--- START Data excerpt ---

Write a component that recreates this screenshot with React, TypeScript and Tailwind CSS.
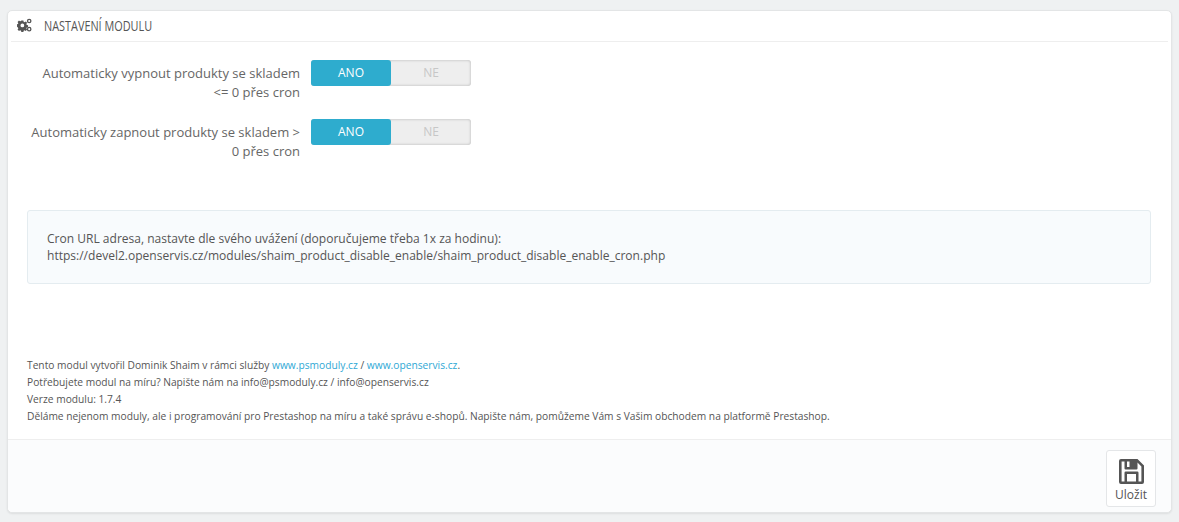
import React from "react";

function Gears() {
  return (
    <svg width="15" height="14" viewBox="0 0 16 14" className="shrink-0">
      <g fill="#555">
        <path fillRule="evenodd" d="M4.600 2.200h2.200l.3 1.400 1 .4 1.200-.8 1.500 1.500-.8 1.200.4 1 1.400.3v2.200l-1.400.3-.4 1 .8 1.200-1.500 1.500-1.200-.8-1 .4-.3 1.400H4.600l-.3-1.400-1-.4-1.200.8-1.500-1.500.8-1.200-.4-1L-.4 8.500v-2.200l1.400-.3.4-1-.8-1.200 1.500-1.500 1.200.8 1-.4zM5.700 5.400a2 2 0 1 0 0 4 2 2 0 0 0 0-4z" />
        <path fillRule="evenodd" d="M13 0.200a2.500 2.500 0 1 1 0 5 2.500 2.500 0 0 1 0-5zM13 1.600a1.100 1.100 0 1 0 0 2.200 1.100 1.100 0 0 0 0-2.200z" />
        <path fillRule="evenodd" d="M13 8.900a2.500 2.500 0 1 1 0 5 2.500 2.500 0 0 1 0-5zM13 10.300a1.100 1.100 0 1 0 0 2.200 1.100 1.100 0 0 0 0-2.200z" />
      </g>
    </svg>
  );
}

function Save() {
  return (
    <svg width="25" height="25" viewBox="0 0 25 25">
      <path
        fillRule="evenodd"
        fill="#555"
        d="M2 0h16.500L25 6.500V23a2 2 0 0 1-2 2H2a2 2 0 0 1-2-2V2a2 2 0 0 1 2-2zM5.500 2.600H2.600v19.800h2.900v-8.700a1.200 1.200 0 0 1 1.200-1.200h11.600a1.200 1.200 0 0 1 1.200 1.200v8.700h2.900V7.600l-3.900-4.200V9.500a1 1 0 0 1-1 1h-11a1 1 0 0 1-1-1zM8 15v7.400h9V15zM8 2.600V8h2.500V2.600z"
      />
    </svg>
  );
}

function Row({ a, b }: { a: string; b: string }) {
  return (
    <div className="flex items-start">
      <div className="w-[292px] text-right text-[13px] leading-[20px] text-[#666] pt-[3px]">
        <div>{a}</div>
        <div className="mt-[-1px]">{b}</div>
      </div>
      <div className="ml-[11px] flex h-[26px] w-[160px] rounded-[3px] bg-[#eeeeee] shadow-[inset_0_0_3px_rgba(0,0,0,0.25)] text-[12px]">
        <div className="flex w-[80px] items-center justify-center rounded-[3px] bg-[#2eacce] text-white">ANO</div>
        <div className="flex w-[80px] items-center justify-center text-[#c7c7c7]">NE</div>
      </div>
    </div>
  );
}

export default function App() {
  return (
    <div
      className="h-[522px] overflow-hidden bg-[#eff1f2] pt-[10px] pl-[7px] pr-[7px]"
      style={{ fontFamily: '"Open Sans", sans-serif' }}
    >
      <div className="flex h-[503px] flex-col rounded-[5px] border border-[#e3e5e6] bg-white shadow-[0_1px_2px_rgba(0,0,0,0.08)]">
        <div className="mx-[3px] flex h-[31px] items-center gap-[12px] border-b border-[#eeeeee] pb-[2px] pl-[6px]">
          <Gears />
          <span className="origin-left scale-x-[0.725] text-[15px] font-medium leading-[20px] text-[#555] whitespace-nowrap">
            NASTAVENÍ MODULU
          </span>
        </div>

        <div className="flex flex-1 flex-col">
          <div className="flex flex-col gap-[17px] pt-[18px]">
            <Row a="Automaticky vypnout produkty se skladem" b="<= 0 přes cron" />
            <Row a="Automaticky zapnout produkty se skladem >" b="0 přes cron" />
          </div>

          <div className="ml-[19px] mr-[20px] mt-[49px] flex h-[74px] flex-col justify-center rounded-[3px] border border-[#e4ecf0] bg-[#f8fbfd] pl-[19px] text-[12.04px] leading-[17px] text-[#555]">
            <div>Cron URL adresa, nastavte dle svého uvážení (doporučujeme třeba 1x za hodinu):</div>
            <div>https://devel2.openservis.cz/modules/shaim_product_disable_enable/shaim_product_disable_enable_cron.php</div>
          </div>

          <div className="ml-[19px] mt-[73px] text-[10.23px] leading-[17px] text-[#555]">
            <div>
              Tento modul vytvořil Dominik Shaim v rámci služby <span className="text-[#2fa8d5]">www.psmoduly.cz</span> /{" "}
              <span className="text-[#2fa8d5]">www.openservis.cz</span>.
            </div>
            <div>Potřebujete modul na míru? Napište nám na info@psmoduly.cz / info@openservis.cz</div>
            <div>Verze modulu: 1.7.4</div>
            <div>
              Děláme nejenom moduly, ale i programování pro Prestashop na míru a také správu e-shopů. Napište nám, pomůžeme Vám s Vašim obchodem na platformě Prestashop.
            </div>
          </div>
        </div>

        <div className="flex h-[73px] justify-end rounded-b-[5px] border-t border-[#eeeeee] bg-[#fbfcfd] pr-[15px] pt-[10px]">
          <div className="flex h-[57px] w-[50px] flex-col items-center rounded-[3px] border border-[#e4e6e8] bg-white pt-[8px] text-[12px] leading-[16px] text-[#555]">
            <Save />
            <span className="mt-[3px]">Uložit</span>
          </div>
        </div>
      </div>
    </div>
  );
}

--- END Data excerpt ---

Stated exercise -> Starting at the top of the listing above, please restate word for word each line up to and including the one that holds "import React from", omitting every image.

Solution for this exercise ->
Write a component that recreates this screenshot with React, TypeScript and Tailwind CSS.
import React from "react";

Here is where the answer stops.